Go-to-market is her obsession. Not as a buzzword - as a discipline with specific mechanics. When to hire the first account executive (too early, and you waste a great rep's time; too late, and you cede territory). How to restructure sales leadership at the $10M, $50M, and $100M revenue inflection points. How pricing and packaging change as the customer base evolves. How compensation structures create or destroy incentive alignment. She has written and spoken extensively on these questions, and her portfolio companies are the test bench.

Marqeta, the card-issuing infrastructure company, went public in 2021. Deel became one of the fastest-growing HR and payroll platforms in history, hitting unicorn status on the back of the remote work surge. Capitolis, operating in capital markets optimization. Earnin, the cash advance platform. Plaid. Coinbase. Affirm. Rapyd. The portfolio reads like a syllabus for the next decade of financial infrastructure.

I help the founders I work with out-execute their competitors in their act one, and think through and capitalize on their act two and three.

- Yasmin Razavi, Spark Capital

The Anthropic Bet

In May 2023, Spark Capital led Anthropic's $450 million Series C. Yasmin Razavi joined Anthropic's Board of Directors. This was not a speculative swing into AI hype. By the time Spark moved, Razavi had already built a Kuhnian framework for what was happening in AI - framing it not as incremental progress, but as a paradigm shift following a decade of compounding work in deep learning, scaling laws, and reinforcement learning from human feedback.

What distinguished Anthropic for her was not just the technical pedigree - though the team, including founders from OpenAI, brought genuine research credibility. It was the explicit commitment to safety. "Getting it right is crucial," she wrote in announcing the investment. "Beyond their world-class technical expertise, the Anthropic team stood out to us in their resolute commitment to investing in AI safety and alignment." She described AI development as "more like brewing beer" - experimental, requiring iterative refinement - and positioned Constitutional AI, Anthropic's approach to making models behave according to stated principles, as the kind of alignment work that matters at civilizational scale.
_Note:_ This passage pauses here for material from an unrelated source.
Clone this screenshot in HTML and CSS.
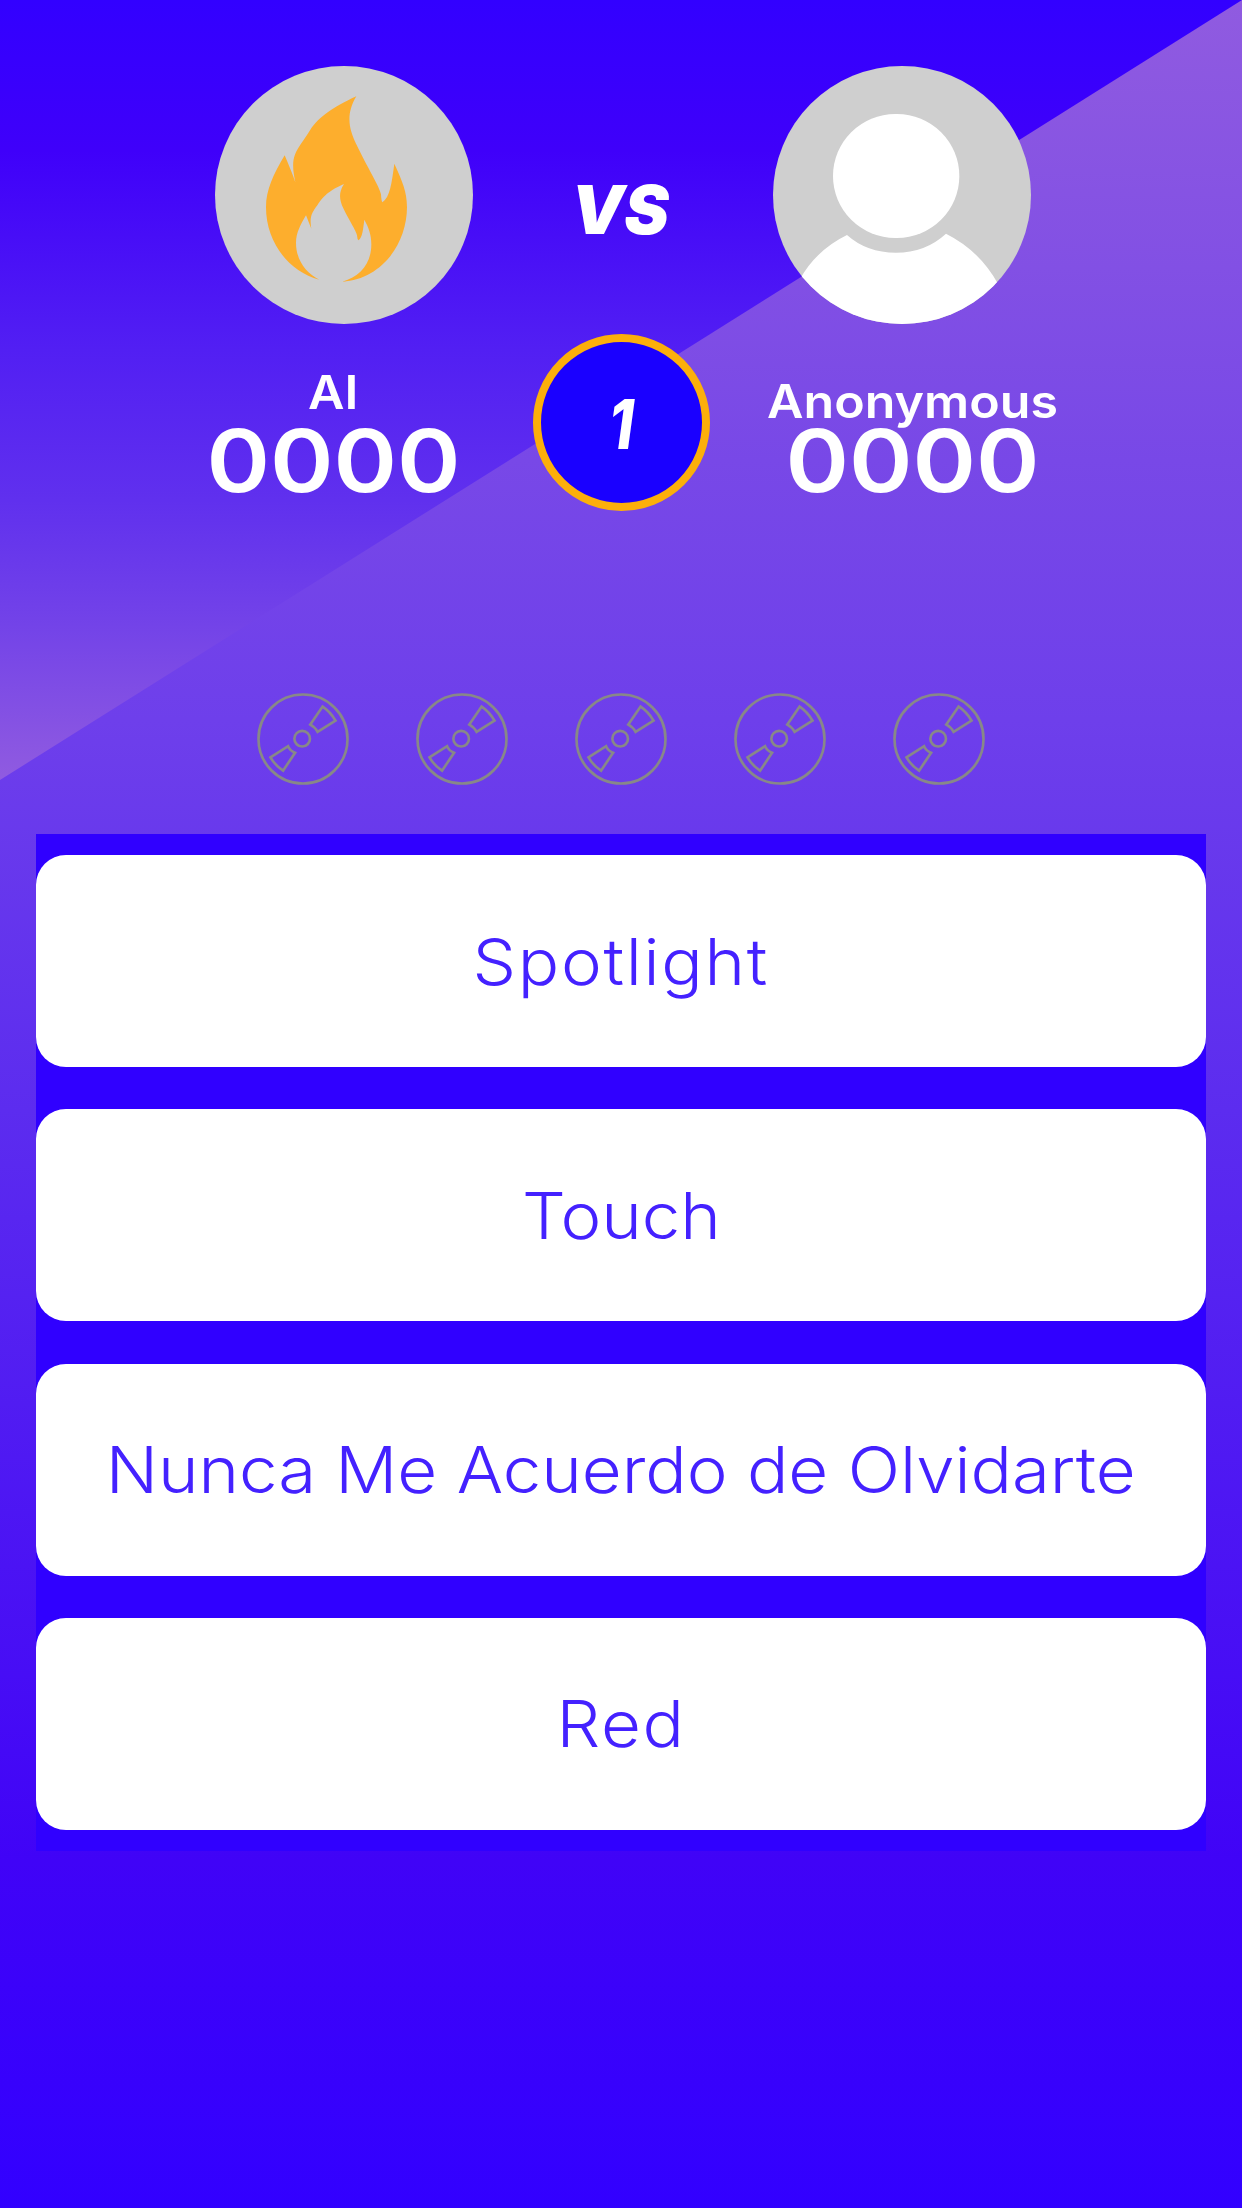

The Qdrant investment, announced in January 2024, was the infrastructure complement. Qdrant builds the vector database technology that makes AI applications actually work at scale - the layer between raw model capability and real-world deployment. A $28M Series A, with Spark leading. Razavi was direct: she and the team were "thrilled to partner with the Qdrant team as they continue to build the most powerful vector search database and infrastructure." Read across Anthropic and Qdrant and the pattern is legible: she is building a position in the full AI stack, from model to memory.

She reads exclusively print fiction. No e-readers. She has a soft spot for London, where she lived during the McKinsey and Index years. The detail that sits most distinctly against the rest of the profile: someone whose professional life is about extracting signal from financial data, spending her personal hours in the un-analytical space of narrative. Perhaps that is not a contradiction. Perhaps understanding how stories work - how they arc, how they create inevitability in retrospect - is exactly the skill that lets a growth investor see where a company is going before the numbers show it.

Fintech, she has argued, is not a winner-take-all market. Regulatory complexity, local payment methods, and cross-border friction create openings for multiple billion-dollar players simultaneously. This is a thesis that runs directly counter to the zero-sum framing that dominates much of technology investing, and it has guided her to build a portfolio that includes companies competing in overlapping spaces without canceling each other out. Marqeta and Deel both touch the movement of money. They are not rivals. They are infrastructure at different layers of the same stack.